Pues bien: si Jesús nos exige que nos amemos unos a otros como Él nos ha amado, es lógico preguntarse qué tipo de amor debemos practicar. El amor que espera Jesús de nosotros no admite gradación: se ama o no se ama. No se puede amar mucho, poco o nada; si se ama, se ama como Él nos amó -hasta tal punto que dio su vida por nosotros- o no se ama. Y, todo lo demás, sencillamente, no es amor.

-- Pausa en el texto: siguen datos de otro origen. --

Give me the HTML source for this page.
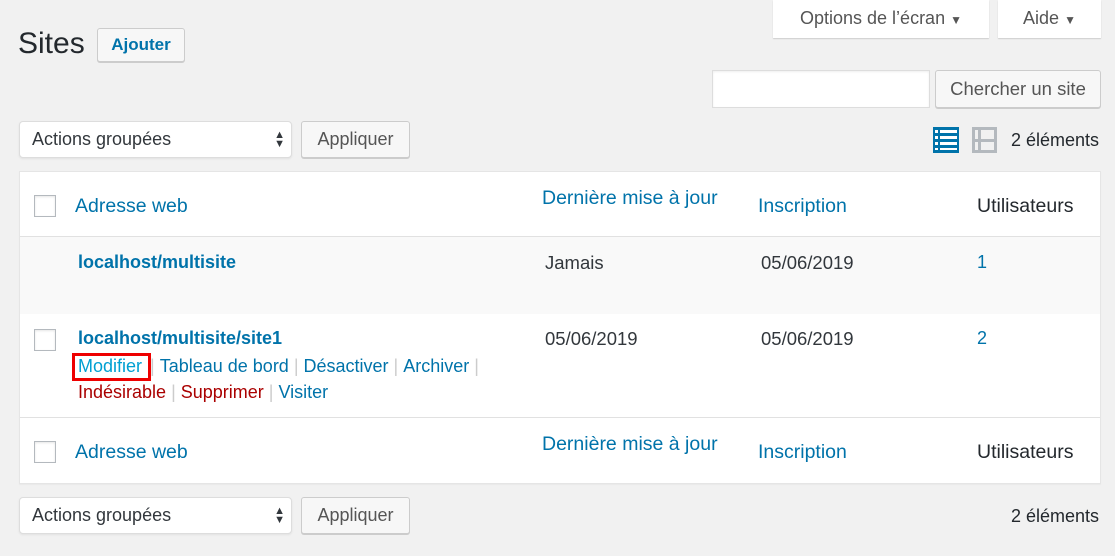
<!DOCTYPE html>
<html><head><meta charset="utf-8"><style>
*{box-sizing:border-box;margin:0;padding:0}
body{width:1115px;height:556px;background:#f1f1f1;font-family:"Liberation Sans",Arial,sans-serif;color:#23282d;position:relative;overflow:hidden;font-size:18px}
.a{position:absolute;white-space:nowrap}
.btn{position:absolute;background:#f7f7f7;border:1px solid #ccc;border-radius:3px;box-shadow:0 1px 0 #ccc;color:#555;font-size:18px;text-align:center}
.blue{color:#0073aa}
.red{color:#a00}
.cb{position:absolute;width:22px;height:22px;border:1px solid #b4b9be;background:#fff;box-shadow:inset 0 1px 2px rgba(0,0,0,.1)}
.sel{position:absolute;background:#fff;border:1px solid #ddd;border-radius:4px;box-shadow:0 1px 2px rgba(0,0,0,.07);font-size:18px;color:#32373c;padding-left:12px}
.sep{color:#ccc;margin:0 5px}
</style></head><body>
<div class="a" style="left:773px;top:0;width:216px;height:38px;background:#fff;box-shadow:0 1px 1px rgba(0,0,0,.15);color:#555;text-align:center;line-height:36px">Options de l’écran <span style="font-size:12px">▼</span></div>
<div class="a" style="left:998px;top:0;width:103px;height:38px;background:#fff;box-shadow:0 1px 1px rgba(0,0,0,.15);color:#555;text-align:center;line-height:36px">Aide <span style="font-size:12px">▼</span></div>
<div class="a" style="left:18px;top:27px;font-size:30px;color:#23282d">Sites</div>
<div class="btn" style="left:97px;top:28px;width:88px;height:34px;line-height:32px;color:#0073aa;font-weight:bold;font-size:17px">Ajouter</div>
<div class="a" style="left:712px;top:70px;width:218px;height:38px;background:#fff;border:1px solid #ddd;box-shadow:inset 0 1px 2px rgba(0,0,0,.07)"></div>
<div class="btn" style="left:935px;top:70px;width:166px;height:38px;line-height:36px;color:#555;font-size:18.5px">Chercher un site</div>
<div class="sel" style="left:19px;top:121px;width:273px;height:37px;line-height:35px">Actions groupées<span style="position:absolute;right:6px;top:0;font-size:11px;line-height:9px;padding-top:9px">▲<br>▼</span></div>
<div class="btn" style="left:301px;top:121px;width:109px;height:37px;line-height:35px">Appliquer</div>
<svg class="a" style="left:933px;top:127px" width="26" height="26" viewBox="0 0 26 26"><rect x="0" y="0" width="26" height="26" fill="#0073aa"/><g fill="#fff"><rect x="2" y="3" width="3" height="3"/><rect x="7" y="3" width="17" height="3"/><rect x="2" y="9" width="3" height="3"/><rect x="7" y="9" width="17" height="3"/><rect x="2" y="15" width="3" height="3"/><rect x="7" y="15" width="17" height="3"/><rect x="2" y="21" width="3" height="2"/><rect x="7" y="21" width="17" height="2"/></g></svg>
<svg class="a" style="left:972px;top:127px" width="25" height="26" viewBox="0 0 25 26"><rect x="1.5" y="1.5" width="22" height="23" fill="none" stroke="#b4b9be" stroke-width="3"/><rect x="1" y="12" width="23" height="3" fill="#b4b9be"/><rect x="6" y="1" width="3" height="24" fill="#b4b9be"/></svg>
<div class="a" style="left:1011px;top:130px">2 éléments</div>

<div class="a" style="left:19px;top:171px;width:1082px;height:313px;background:#fff;border:1px solid #e5e5e5;box-shadow:0 1px 1px rgba(0,0,0,.04)"></div>
<div class="a" style="left:20px;top:236px;width:1080px;height:1px;background:#e1e1e1"></div>
<div class="a" style="left:20px;top:237px;width:1080px;height:77px;background:#f9f9f9"></div>
<div class="a" style="left:20px;top:417px;width:1080px;height:1px;background:#e1e1e1"></div>

<div class="cb" style="left:34px;top:195px"></div>
<div class="a blue" style="left:75px;top:195px;font-size:19.5px">Adresse web</div>
<div class="a blue" style="left:542px;top:187px;font-size:19.5px">Dernière mise à jour</div>
<div class="a blue" style="left:758px;top:195px;font-size:19.5px">Inscription</div>
<div class="a" style="left:977px;top:195px;font-size:19.5px">Utilisateurs</div>

<div class="a blue" style="left:78px;top:252px;font-weight:bold;font-size:18px">localhost/multisite</div>
<div class="a" style="left:545px;top:252px;color:#32373c;font-size:18.5px">Jamais</div>
<div class="a" style="left:761px;top:252px;color:#32373c;font-size:18.5px">05/06/2019</div>
<div class="a blue" style="left:977px;top:252px;font-size:18px">1</div>

<div class="cb" style="left:34px;top:329px"></div>
<div class="a blue" style="left:78px;top:328px;font-weight:bold;font-size:18px">localhost/multisite/site1</div>
<div class="a" style="left:545px;top:328px;color:#32373c;font-size:18.5px">05/06/2019</div>
<div class="a" style="left:761px;top:328px;color:#32373c;font-size:18.5px">05/06/2019</div>
<div class="a blue" style="left:977px;top:328px;font-size:18px">2</div>
<div class="a" style="left:78px;top:356px;font-size:18px"><span style="color:#00a0d2">Modifier</span><span class="sep" style="margin-left:8px">|</span><span class="blue">Tableau de bord</span><span class="sep">|</span><span class="blue">Désactiver</span><span class="sep">|</span><span class="blue">Archiver</span><span class="sep">|</span></div>
<div class="a" style="left:72px;top:353px;width:79px;height:28px;border:3px solid #e00"></div>
<div class="a" style="left:78px;top:382px;font-size:18px"><span class="red">Indésirable</span><span class="sep">|</span><span class="red">Supprimer</span><span class="sep">|</span><span class="blue">Visiter</span></div>

<div class="cb" style="left:34px;top:441px"></div>
<div class="a blue" style="left:75px;top:441px;font-size:19.5px">Adresse web</div>
<div class="a blue" style="left:542px;top:433px;font-size:19.5px">Dernière mise à jour</div>
<div class="a blue" style="left:758px;top:441px;font-size:19.5px">Inscription</div>
<div class="a" style="left:977px;top:441px;font-size:19.5px">Utilisateurs</div>

<div class="sel" style="left:19px;top:497px;width:273px;height:37px;line-height:35px">Actions groupées<span style="position:absolute;right:6px;top:0;font-size:11px;line-height:9px;padding-top:9px">▲<br>▼</span></div>
<div class="btn" style="left:301px;top:497px;width:109px;height:37px;line-height:35px">Appliquer</div>
<div class="a" style="left:1011px;top:506px">2 éléments</div>
</body></html>
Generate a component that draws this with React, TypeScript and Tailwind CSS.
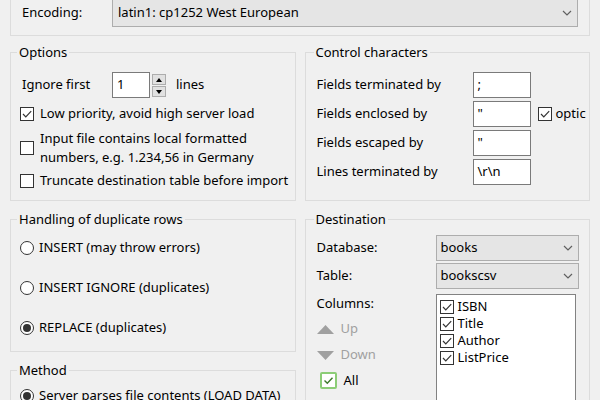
import React from "react";

const font = { fontFamily: '"Noto Sans", "Open Sans", sans-serif' };

function Check({ checked }: { checked?: boolean }) {
  return (
    <span className="w-[14px] h-[14px] border border-[#333333] bg-white flex items-center justify-center shrink-0">
      {checked && (
        <svg width="12" height="12" viewBox="0 0 12 12">
          <path d="M2 6 L4.8 8.8 L10.2 3.2" stroke="#333333" strokeWidth="1.2" fill="none" />
        </svg>
      )}
    </span>
  );
}

function Radio({ checked }: { checked?: boolean }) {
  return (
    <span className="w-[14px] h-[14px] rounded-full border border-[#333333] bg-white flex items-center justify-center shrink-0">
      {checked && <span className="w-[8px] h-[8px] rounded-full bg-[#333333]" />}
    </span>
  );
}

function Chevron() {
  return (
    <svg width="10" height="6" viewBox="0 0 10 6" className="shrink-0">
      <path d="M1 1 L5 5 L9 1" stroke="#606060" strokeWidth="1.2" fill="none" />
    </svg>
  );
}

function Select({ value, className }: { value: string; className: string }) {
  return (
    <div
      className={
        "flex items-center justify-between bg-[#e5e5e5] border border-[#adadad] pl-[4px] pr-[5px] " +
        className
      }
    >
      <span>{value}</span>
      <Chevron />
    </div>
  );
}

function TextBox({ value }: { value: string }) {
  return (
    <div className="w-[58px] h-[26px] border border-[#7a7a7a] bg-white flex items-center pl-[4px] shrink-0">
      {value}
    </div>
  );
}

function Group({
  title,
  className,
  children,
}: {
  title: string;
  className: string;
  children: React.ReactNode;
}) {
  return (
    <fieldset className={"border border-[#dcdcdc] min-w-0 " + className}>
      <legend className="px-[2px] ml-[-3px] leading-[16px]">{title}</legend>
      {children}
    </fieldset>
  );
}

export default function App() {
  return (
    <div
      className="w-[600px] h-[400px] overflow-hidden bg-[#f0f0f0] text-[13px] text-black px-[10px]"
      style={font}
    >
      {/* Encoding */}
      <div className="mt-[-10px] h-[46px] border border-[#dcdcdc] pl-[11px] pr-[11px] pt-[8px] flex">
        <span className="w-[90px] h-[28px] flex items-center">Encoding:</span>
        <Select value="latin1: cp1252 West European" className="flex-1 h-[28px] pl-[5px]" />
      </div>

      <div className="flex gap-[9px] mt-[8px]">
        {/* left column */}
        <div className="w-[286px] flex flex-col gap-[10px]">
          <Group title="Options" className="h-[157px] pl-[9px] pt-[12px]">
            <div className="flex items-center h-[26px]">
              <span className="w-[92px] pl-[2px]">Ignore first</span>
              <div className="w-[38px] h-[26px] border border-[#7a7a7a] bg-white flex items-center pl-[4px]">
                1
              </div>
              <div className="flex flex-col gap-[1px] ml-[2px] mt-[1px]">
                <div className="w-[14px] h-[11px] bg-[#e1e1e1] border border-[#adadad] flex items-center justify-center">
                  <svg width="6" height="4" viewBox="0 0 6 4">
                    <path d="M0 4 L3 0 L6 4 Z" fill="#000" />
                  </svg>
                </div>
                <div className="w-[14px] h-[11px] bg-[#e1e1e1] border border-[#adadad] flex items-center justify-center">
                  <svg width="6" height="4" viewBox="0 0 6 4">
                    <path d="M0 0 L3 4 L6 0 Z" fill="#000" />
                  </svg>
                </div>
              </div>
              <span className="ml-[10px]">lines</span>
            </div>
            <div className="flex items-center gap-[6px] h-[16px] mt-[8px]">
              <Check checked />
              <span className="whitespace-nowrap">Low priority, avoid high server load</span>
            </div>
            <div className="flex items-center gap-[6px] mt-[7px]">
              <Check />
              <span className="leading-[19px] whitespace-nowrap">
                Input file contains local formatted
                <br />
                numbers, e.g. 1.234,56 in Germany
              </span>
            </div>
            <div className="flex items-center gap-[6px] h-[16px] mt-[6px]">
              <Check />
              <span className="whitespace-nowrap">Truncate destination table before import</span>
            </div>
          </Group>

          <Group title="Handling of duplicate rows" className="h-[141px] pl-[9px] pt-[13px]">
            <div className="flex flex-col gap-[24px]">
              <div className="flex items-center gap-[5px] h-[16px]">
                <Radio />
                <span>INSERT (may throw errors)</span>
              </div>
              <div className="flex items-center gap-[5px] h-[16px]">
                <Radio />
                <span>INSERT IGNORE (duplicates)</span>
              </div>
              <div className="flex items-center gap-[5px] h-[16px]">
                <Radio checked />
                <span>REPLACE (duplicates)</span>
              </div>
            </div>
          </Group>

          <Group title="Method" className="h-[80px] pl-[9px] pt-[10px]">
            <div className="flex items-center gap-[5px] h-[16px]">
              <Radio checked />
              <span className="whitespace-nowrap">Server parses file contents (LOAD DATA)</span>
            </div>
          </Group>
        </div>

        {/* right column */}
        <div className="w-[286px] flex flex-col gap-[10px]">
          <Group title="Control characters" className="h-[157px] pl-[11px] pt-[12px]">
            <div className="flex flex-col gap-[3px]">
              <div className="flex items-center">
                <span className="w-[156px]">Fields terminated by</span>
                <TextBox value=";" />
              </div>
              <div className="flex items-center overflow-hidden">
                <span className="w-[156px] shrink-0">Fields enclosed by</span>
                <TextBox value={'"'} />
                <span className="ml-[7px] flex items-center gap-[4px]">
                  <Check checked />
                  <span className="whitespace-nowrap">optic</span>
                </span>
              </div>
              <div className="flex items-center">
                <span className="w-[156px]">Fields escaped by</span>
                <TextBox value={'"'} />
              </div>
              <div className="flex items-center">
                <span className="w-[156px]">Lines terminated by</span>
                <TextBox value="\r\n" />
              </div>
            </div>
          </Group>

          <Group title="Destination" className="h-[200px] pl-[11px] pt-[8px]">
            <div className="flex items-center">
              <span className="w-[119px]">Database:</span>
              <Select value="books" className="w-[143px] h-[26px]" />
            </div>
            <div className="flex items-center mt-[2px]">
              <span className="w-[119px]">Table:</span>
              <Select value="bookscsv" className="w-[143px] h-[26px]" />
            </div>
            <div className="flex mt-[5px]">
              <div className="w-[119px] flex flex-col">
                <span className="mt-[1px] h-[16px] leading-[16px]">Columns:</span>
                <div className="mt-[10px] h-[16px] flex items-center gap-[7px] text-[#a0a0a0]">
                  <svg width="17" height="9" viewBox="0 0 17 9">
                    <path d="M0 9 L8.5 0 L17 9 Z" fill="#a0a0a0" />
                  </svg>
                  <span>Up</span>
                </div>
                <div className="mt-[10px] h-[16px] flex items-center gap-[7px] text-[#a0a0a0]">
                  <svg width="17" height="9" viewBox="0 0 17 9">
                    <path d="M0 0 L8.5 9 L17 0 Z" fill="#a0a0a0" />
                  </svg>
                  <span>Down</span>
                </div>
                <div className="mt-[9px] h-[17px] flex items-center gap-[7px] ml-[3px]">
                  <span className="w-[17px] h-[17px] border-2 border-[#8ccd77] rounded-[2px] bg-white flex items-center justify-center">
                    <svg width="11" height="11" viewBox="0 0 11 11">
                      <path d="M1.5 5.5 L4.3 8.3 L9.5 2.8" stroke="#3d7a2c" strokeWidth="1.4" fill="none" />
                    </svg>
                  </span>
                  <span>All</span>
                </div>
              </div>
              <div className="w-[140px] h-[120px] border border-[#828282] bg-white pt-[3px] pl-[3px]">
                {["ISBN", "Title", "Author", "ListPrice"].map((c) => (
                  <div key={c} className="flex items-center gap-[4px] h-[17px]">
                    <Check checked />
                    <span>{c}</span>
                  </div>
                ))}
              </div>
            </div>
          </Group>
        </div>
      </div>
    </div>
  );
}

Alguien que, a pesar de ser perseguido, vejado, insultado y, finalmente crucificado, perdona a quienes cometieron toda esta clase de tropelías contra él. A través del Evangelio según San Lucas, esta idea de amar por encima de todas las cosas queda perfectamente reflejada en las siguientes palabras de Jesús:

«Pero yo os digo a vosotros, los que me estáis escuchando: Amad a vuestros enemigos; haced el bien a los que os odian; bendecid a los que os maldicen; orad por los que os calumnian. […] Y si amáis a los que os aman, ¿qué mérito tenéis? Porque también los pecadores aman a quienes los aman. Y si hacéis bien a los que bien os hacen, ¿qué mérito tenéis? […] Vosotros, en cambio, amad a vuestros enemigos, haced el bien y prestad sin esperar nada».

Este pasaje, sin duda uno de los más conocidos, es, a la vez, uno de mis preferidos. Creo firmemente que el ser humano no puede enfrentarse a lo largo de su vida a una dificultad mayor que no sea la de cumplir con este cometido. El carácter imperfecto, pecador y limitado inherente al ser humano hace que este, en la mayoría de las ocasiones, nunca pueda cumplir fielmente con el mensaje de Jesús. De ahí que nuestro mundo -lleno de arrogancia, egoísmo, narcisismo, relativismo y de violencia- esté necesitado de verdaderos líderes religiosos que sí cumplan con dicho cometido y sean el espejo en que mirarnos. O, si me lo permiten, y siguiendo con el inicio de este artículo: necesitamos luces que iluminen este mundo.

Una de esas luces fue Juan Pablo II. Durante los casi 27 años de su pontificado, su liderazgo en favor de la libertad y de la dignidad del ser humano, su innegable labor para que el cristianismo se extendiese a todas las partes del mundo (ha sido el Papa que más viajes ha realizado durante su mandato) y, por supuesto, su defensa férrea de los valores cristianos, han hecho que estemos ante uno de los personajes más influyentes del siglo XX. Tal ha sido su importancia que, incluso ateos reconocidos como el expresidente de la URSS, Mijaíl Gorbachov, han reconocido su liderazgo, afirmando el fallecido político ruso que «yo no soy católico, pero siento hacia él un profundísimo respeto y admiración» y aseverando: «He aquí un gran hombre, un verdadero líder».

El primer Papa polaco de la historia; aquel niño del que su madre siempre dijo que iba a ser alguien muy importante -hoy convertido en santo tras su canonización en 2014-; el mismo que tras sufrir un grave atentando en 1981 perdonó al autor del intento de su asesinato, es, ha sido y será para siempre la luz del mundo que Dios nos envió a la tierra. Hoy, 22 de octubre, se celebra su onomástica, así que es un buen pretexto para recordar una de sus frases: «No tengan miedo… abran de par en par las puertas a Cristo».

Abramos, pues, la puerta de nuestro corazón a Cristo, a pesar de vivir en un mundo egoísta, narcisista y relativista. Él, y solo Él, es la luz de este mundo. Al fin y al cabo, como bien dijo Virgilio, «el amor todo lo vence, rindámonos también nosotros al amor». La madre Teresa de Calcuta, la Santa amiga de los pobres y a la que San Juan Pablo II admiraba mucho, lo tenía muy claro: «Ama hasta que te duela. Si te duele, es buena señal».

Pues eso: que nos duela. Que nos duela mucho. Será muy buena señal para todos nosotros.